▶ _Work to complete_: Extract the whole listing as it stands. Do not include the pictures.

....................

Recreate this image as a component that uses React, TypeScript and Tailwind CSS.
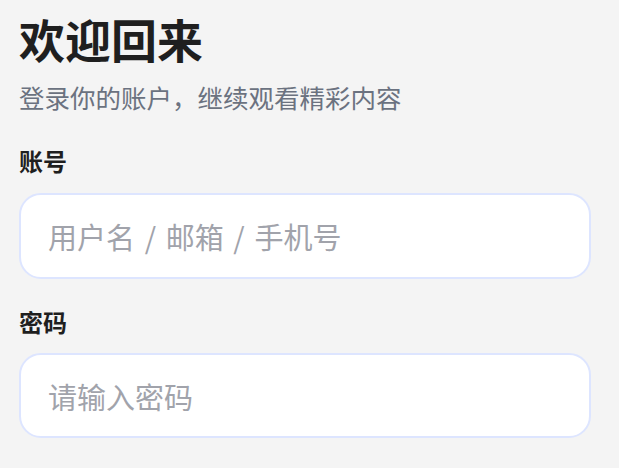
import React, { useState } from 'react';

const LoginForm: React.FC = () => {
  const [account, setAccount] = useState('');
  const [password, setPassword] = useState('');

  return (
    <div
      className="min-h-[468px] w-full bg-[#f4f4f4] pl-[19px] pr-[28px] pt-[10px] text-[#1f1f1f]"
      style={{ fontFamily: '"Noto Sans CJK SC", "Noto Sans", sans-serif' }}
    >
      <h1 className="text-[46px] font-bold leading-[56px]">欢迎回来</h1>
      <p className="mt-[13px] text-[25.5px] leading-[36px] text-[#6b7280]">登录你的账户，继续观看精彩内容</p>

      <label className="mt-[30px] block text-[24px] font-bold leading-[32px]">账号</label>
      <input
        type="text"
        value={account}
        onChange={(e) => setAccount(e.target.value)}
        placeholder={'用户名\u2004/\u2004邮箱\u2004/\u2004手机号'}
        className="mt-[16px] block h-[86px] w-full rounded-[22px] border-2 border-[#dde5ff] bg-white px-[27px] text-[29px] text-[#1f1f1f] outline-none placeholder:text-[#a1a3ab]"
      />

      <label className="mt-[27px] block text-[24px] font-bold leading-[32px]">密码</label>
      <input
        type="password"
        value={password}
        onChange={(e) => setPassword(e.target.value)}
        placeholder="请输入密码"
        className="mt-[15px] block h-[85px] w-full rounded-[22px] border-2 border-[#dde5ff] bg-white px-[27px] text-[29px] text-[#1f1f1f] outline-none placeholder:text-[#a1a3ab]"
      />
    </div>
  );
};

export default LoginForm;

....................

▶ _Exercise answer_:
Recreate this image as a component that uses React, TypeScript and Tailwind CSS.
import React, { useState } from 'react';

const LoginForm: React.FC = () => {
  const [account, setAccount] = useState('');
  const [password, setPassword] = useState('');

  return (
    <div
      className="min-h-[468px] w-full bg-[#f4f4f4] pl-[19px] pr-[28px] pt-[10px] text-[#1f1f1f]"
      style={{ fontFamily: '"Noto Sans CJK SC", "Noto Sans", sans-serif' }}
    >
      <h1 className="text-[46px] font-bold leading-[56px]">欢迎回来</h1>
      <p className="mt-[13px] text-[25.5px] leading-[36px] text-[#6b7280]">登录你的账户，继续观看精彩内容</p>

      <label className="mt-[30px] block text-[24px] font-bold leading-[32px]">账号</label>
      <input
        type="text"
        value={account}
        onChange={(e) => setAccount(e.target.value)}
        placeholder={'用户名\u2004/\u2004邮箱\u2004/\u2004手机号'}
        className="mt-[16px] block h-[86px] w-full rounded-[22px] border-2 border-[#dde5ff] bg-white px-[27px] text-[29px] text-[#1f1f1f] outline-none placeholder:text-[#a1a3ab]"
      />

      <label className="mt-[27px] block text-[24px] font-bold leading-[32px]">密码</label>
      <input
        type="password"
        value={password}
        onChange={(e) => setPassword(e.target.value)}
        placeholder="请输入密码"
        className="mt-[15px] block h-[85px] w-full rounded-[22px] border-2 border-[#dde5ff] bg-white px-[27px] text-[29px] text-[#1f1f1f] outline-none placeholder:text-[#a1a3ab]"
      />
    </div>
  );
};

export default LoginForm;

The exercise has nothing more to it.